• [What you have to do] In the listing below, identify each line with the word "styles" and return those lines.

• [Data block]
%%

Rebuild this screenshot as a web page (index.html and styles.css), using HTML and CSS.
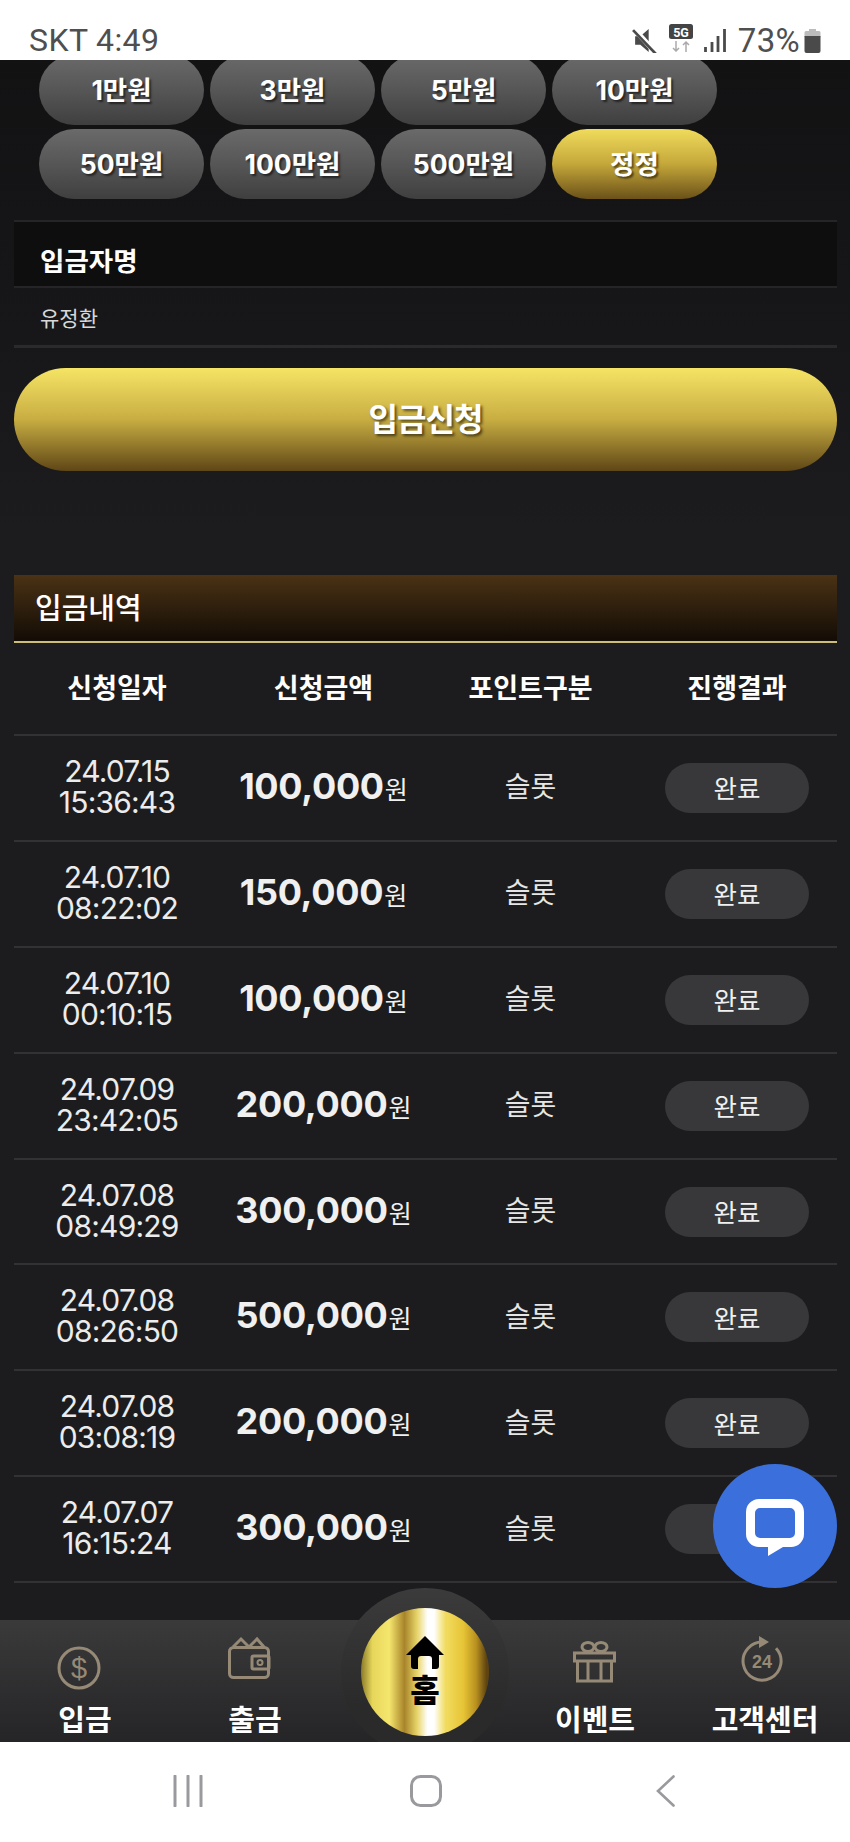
FILE: index.html
```html
<!DOCTYPE html>
<html lang="ko">
<head>
<meta charset="utf-8">
<title>입금</title>
<link rel="stylesheet" href="styles.css">
</head>
<body>
<div class="phone">
  <header class="status">
    <span class="status-left">SKT 4:49</span>
    <div class="status-right">
      <svg class="st-mute" viewBox="0 0 24 24"><path d="M3 8h5l8-7v22l-8-7H3z" fill="#4a4a4a"/><path d="M2 1l21 23" stroke="#fff" stroke-width="5"/><path d="M1 2l22 23" stroke="#4a4a4a" stroke-width="2.6"/></svg>
      <svg class="st-5g" viewBox="0 0 24 28"><rect width="24" height="15" rx="2.5" fill="#444"/><text x="12" y="12.5" text-anchor="middle" class="st-5g-text">5G</text><path d="M7 17v10M4 24l3 3 3-3" stroke="#aaa" stroke-width="1.5" fill="none"/><path d="M17 28V18M14 21l3-3 3 3" stroke="#aaa" stroke-width="1.5" fill="none"/></svg>
      <svg class="st-signal" viewBox="0 0 22 24"><path d="M1.5 19v5M8 14v10M14 8v16M20.5 1v23" stroke="#4a4a4a" stroke-width="2.8"/></svg>
      <span class="st-pct">73%</span>
      <svg class="st-batt" viewBox="0 0 17 25"><path d="M5 1h7v2H5z" fill="#bbb"/><path d="M2 3h13a1.5 1.5 0 0 1 1.5 1.5V9H.5V4.5A1.5 1.5 0 0 1 2 3z" fill="#bbb"/><path d="M.5 8h16v15a2 2 0 0 1-2 2h-12a2 2 0 0 1-2-2z" fill="#4a4a4a"/></svg>
    </div>
  </header>

  <main class="main">
    <div class="scroll">
      <div class="amount-grid">
        <button class="amt">1만원</button>
        <button class="amt">3만원</button>
        <button class="amt">5만원</button>
        <button class="amt">10만원</button>
        <button class="amt">50만원</button>
        <button class="amt">100만원</button>
        <button class="amt">500만원</button>
        <button class="amt amt-gold">정정</button>
      </div>

      <section class="field">
        <div class="field-label">입금자명</div>
        <div class="field-value">유정환</div>
      </section>

      <button class="submit">입금신청</button>

      <h2 class="title">입금내역</h2>

      <div class="row head">
        <div>신청일자</div><div>신청금액</div><div>포인트구분</div><div>진행결과</div>
      </div>

      <div class="row"><div class="date">24.07.15<br>15:36:43</div><div class="money">100,000<span class="won">원</span></div><div class="kind">슬롯</div><div class="result"><span class="pill">완료</span></div></div>
      <div class="row"><div class="date">24.07.10<br>08:22:02</div><div class="money">150,000<span class="won">원</span></div><div class="kind">슬롯</div><div class="result"><span class="pill">완료</span></div></div>
      <div class="row"><div class="date">24.07.10<br>00:10:15</div><div class="money">100,000<span class="won">원</span></div><div class="kind">슬롯</div><div class="result"><span class="pill">완료</span></div></div>
      <div class="row"><div class="date">24.07.09<br>23:42:05</div><div class="money">200,000<span class="won">원</span></div><div class="kind">슬롯</div><div class="result"><span class="pill">완료</span></div></div>
      <div class="row"><div class="date">24.07.08<br>08:49:29</div><div class="money">300,000<span class="won">원</span></div><div class="kind">슬롯</div><div class="result"><span class="pill">완료</span></div></div>
      <div class="row"><div class="date">24.07.08<br>08:26:50</div><div class="money">500,000<span class="won">원</span></div><div class="kind">슬롯</div><div class="result"><span class="pill">완료</span></div></div>
      <div class="row"><div class="date">24.07.08<br>03:08:19</div><div class="money">200,000<span class="won">원</span></div><div class="kind">슬롯</div><div class="result"><span class="pill">완료</span></div></div>
      <div class="row"><div class="date">24.07.07<br>16:15:24</div><div class="money">300,000<span class="won">원</span></div><div class="kind">슬롯</div><div class="result"><span class="pill">완료</span></div></div>
    </div>

    <div class="chat">
      <svg class="chat-icon" viewBox="0 0 58 58"><path fill="#fff" fill-rule="evenodd" d="M13 0h32a13 13 0 0 1 13 13v22a13 13 0 0 1-13 13h-8L22 57V48h-9A13 13 0 0 1 0 35V13A13 13 0 0 1 13 0zM14 9a5 5 0 0 0-5 5v20a5 5 0 0 0 5 5h30a5 5 0 0 0 5-5V14a5 5 0 0 0-5-5z"/></svg>
    </div>

    <nav class="nav">
      <a class="nav-item">
        <svg class="nav-icon" viewBox="0 0 60 60"><circle cx="24" cy="36" r="20" class="ln"/><text x="24" y="46" text-anchor="middle" class="ic-text ic-dollar">$</text></svg>
        <span class="nav-label">입금</span>
      </a>
      <a class="nav-item">
        <svg class="nav-icon" viewBox="0 0 60 60"><rect x="4.5" y="15.5" width="39" height="30" rx="4" class="ln"/><path d="M8 15l8-8 8 8 8-8 7 8" class="ln"/><rect x="27" y="24" width="17" height="13" rx="1.5" class="ln"/><circle cx="35" cy="30.5" r="2.5" class="ln-thin"/></svg>
        <span class="nav-label">출금</span>
      </a>
      <div class="nav-item nav-home">
        <div class="home-ring">
          <div class="home-gold">
            <svg class="home-icon" viewBox="0 0 38 33"><path fill="#000" d="M19 0l19 19h-5v11a3 3 0 0 1-3 3h-4V23a3 3 0 0 0-3-3h-8a3 3 0 0 0-3 3v10H8a3 3 0 0 1-3-3V19H0z"/></svg>
            <span class="home-label">홈</span>
          </div>
        </div>
      </div>
      <a class="nav-item">
        <svg class="nav-icon" viewBox="0 0 60 60"><rect x="9.5" y="21" width="40" height="8" class="ln"/><path d="M12.5 29v20h34V29M23 29v20M36 29v20" class="ln"/><ellipse cx="23" cy="15" rx="6" ry="4.5" class="ln"/><ellipse cx="36" cy="15" rx="6" ry="4.5" class="ln"/></svg>
        <span class="nav-label">이벤트</span>
      </a>
      <a class="nav-item">
        <svg class="nav-icon" viewBox="0 0 60 60"><path d="M29 10.2A19 19 0 1 0 41 16.2" class="ln"/><path d="M24 4l10 6-10 6z" class="ln-fill"/><text x="27" y="35.5" text-anchor="middle" class="ic-text ic-24">24</text></svg>
        <span class="nav-label">고객센터</span>
      </a>
    </nav>
  </main>

  <footer class="sysbar">
    <svg class="sys sys-recent" viewBox="0 0 30 32"><path d="M2 1v30M15 1v30M28 1v30" stroke="#9a9a9e" stroke-width="3" stroke-linecap="round"/></svg>
    <svg class="sys sys-home" viewBox="0 0 32 32"><rect x="1.5" y="1.5" width="29" height="29" rx="9" fill="none" stroke="#9a9a9e" stroke-width="3"/></svg>
    <svg class="sys sys-back" viewBox="0 0 19 32"><path d="M17.5 1.5L2 16l15.5 14.5" fill="none" stroke="#9a9a9e" stroke-width="2.6" stroke-linecap="round"/></svg>
  </footer>
</div>
</body>
</html>
```

FILE: styles.css
```css
* { box-sizing: border-box; margin: 0; padding: 0; }
html, body { width: 850px; height: 1842px; overflow: hidden; background: #fff; }
body { font-family: Inter, "Noto Sans CJK KR", sans-serif; color: #fff; }

.phone { width: 850px; height: 1842px; display: flex; flex-direction: column; }

/* status bar */
.status { height: 60px; flex: none; background: #fff; display: flex; align-items: center; justify-content: space-between; padding: 20px 29px 0 29px; color: #4f4f4f; font-family: Roboto, sans-serif; }
.status-left { font-size: 32px; letter-spacing: .4px; }
.status-right { display: flex; align-items: center; }
.st-mute { width: 25px; height: 25px; }
.st-5g { width: 24px; height: 28px; margin-left: 12px; margin-top: -4px; }
.st-5g-text { font: 700 12.5px Roboto, sans-serif; fill: #fff; }
.st-signal { width: 22px; height: 24px; margin-left: 11px; }
.st-pct { font-size: 33px; letter-spacing: .3px; margin-left: 12px; }
.st-batt { width: 17px; height: 25px; margin-left: 4px; }

/* main */
.main { flex: 1; position: relative; overflow: hidden; background: #1c1c1e; }
.scroll { margin-top: -5px; padding: 0 13px 0 14px; background: linear-gradient(#121213 0, #17171a 280px, #1c1c1e 480px) no-repeat; }

.amount-grid { display: grid; grid-template-columns: repeat(4, 165px); gap: 4px 6px; padding-left: 25px; }
.amt { height: 70px; border: 0; border-radius: 35px; padding-bottom: 4px; background: linear-gradient(#6a6a6a, #565657 50%, #3f3f40); color: #fff; font: 700 26.5px Inter, "Noto Sans CJK KR", sans-serif; text-shadow: 2px 2px 2px rgba(0,0,0,.55); }
.amt-gold { background: linear-gradient(#f0dc5c, #c4a73a 50%, #6b5118); }

.field { margin-top: 21px; }
.field-label { height: 68px; background: #0e0e0f; border-top: 2px solid #252527; border-bottom: 2px solid #252527; display: flex; align-items: center; padding: 10px 0 0 26px; font-size: 26.5px; font-weight: 700; }
.field-value { height: 60px; border-bottom: 3px solid #2a2a2c; display: flex; align-items: center; padding-left: 26px; font-size: 21px; color: #d8d8d8; }

.submit { display: block; width: 823px; height: 103px; margin-top: 20px; padding-bottom: 6px; border: 0; border-radius: 52px; background: linear-gradient(#f5e465, #c8ad42 50%, #5f4616); color: #fff; font: 700 32px Inter, "Noto Sans CJK KR", sans-serif; letter-spacing: -1px; text-shadow: 2px 2px 3px rgba(0,0,0,.6); }

.title { height: 68px; margin-top: 104px; padding: 0 0 4px 21px; background: linear-gradient(#4a3215, #130c05); border-bottom: 2px solid #cdbd7a; display: flex; align-items: center; font-size: 29px; font-weight: 500; }

.row { display: grid; grid-template-columns: 206px 207px 207px 206px; height: 105.9px; width: 823px; align-items: center; text-align: center; border-bottom: 2px solid #323234; }
.head { height: 93px; padding-bottom: 4px; font-size: 27px; font-weight: 700; }

.date { padding-bottom: 2px; font-size: 30px; line-height: 31px; letter-spacing: -.8px; color: #ececec; }
.money { padding-bottom: 4px; font-size: 36px; font-weight: 700; letter-spacing: -.3px; color: #f0f0f0; white-space: nowrap; }
.won { font-size: 25px; font-weight: 400; letter-spacing: 0; margin-left: 1px; }
.kind { padding-bottom: 5px; font-size: 28px; color: #e6e6e6; }
.result { display: flex; justify-content: center; }
.pill { width: 144px; height: 50px; padding-bottom: 2px; border-radius: 25px; background: #38383a; display: flex; align-items: center; justify-content: center; font-size: 25.5px; color: #f0f0f0; }

/* floating chat */
.chat { position: absolute; top: 1404px; right: 13px; width: 124px; height: 124px; border-radius: 50%; background: #3b6fdc; display: flex; align-items: center; justify-content: center; }
.chat-icon { width: 58px; height: 58px; margin-top: 3px; }

/* bottom nav */
.nav { position: absolute; left: 0; right: 0; bottom: 0; height: 122px; padding-top: 12px; background: linear-gradient(#3a3a3b, #252426); display: grid; grid-template-columns: repeat(5, 170px); }
.nav-item { display: flex; flex-direction: column; align-items: center; position: relative; }
.nav-icon { width: 60px; height: 60px; }
.nav-label { margin-top: 12px; font-size: 29px; line-height: 34px; font-weight: 700; white-space: nowrap; color: #fff; }
.ln { fill: none; stroke: #968a77; stroke-width: 3; }
.ln-thin { fill: none; stroke: #968a77; stroke-width: 2; }
.ln-fill { fill: #968a77; }
.ic-text { fill: #968a77; font-family: "Liberation Sans", sans-serif; }
.ic-dollar { font-size: 29px; }
.ic-24 { font-size: 18px; font-weight: 700; }

.home-ring { position: absolute; top: -44px; left: 1px; width: 168px; height: 168px; border-radius: 50%; background: linear-gradient(#3b3b3c, #2a2a2b 70%); display: flex; align-items: center; justify-content: center; }
.home-gold { width: 128px; height: 128px; border-radius: 50%; display: flex; flex-direction: column; align-items: center; padding-top: 28px; background: linear-gradient(90deg, #8a7a2a 0, #e6d65a 9%, #f5e66e 22%, #a8842a 34%, #e8d66a 44%, #fff 52%, #fff 57%, #f2dc60 66%, #e6c435 80%, #b89020 90%, #5f4410 98%); }
.home-icon { width: 38px; height: 33px; }
.home-label { font-size: 32px; line-height: 38px; font-weight: 900; color: #000; margin-top: 3px; }

/* system bar */
.sysbar { height: 100px; flex: none; background: #fff; display: grid; grid-template-columns: 237px 246px 1fr; padding: 33px 0 0 173px; align-items: start; }
.sys { display: block; }
.sys-recent { width: 30px; height: 32px; }
.sys-home { width: 32px; height: 32px; }
.sys-back { width: 19px; height: 32px; }
```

%%

• [Written solution]
Rebuild this screenshot as a web page (index.html and styles.css), using HTML and CSS.
<link rel="stylesheet" href="styles.css">
FILE: styles.css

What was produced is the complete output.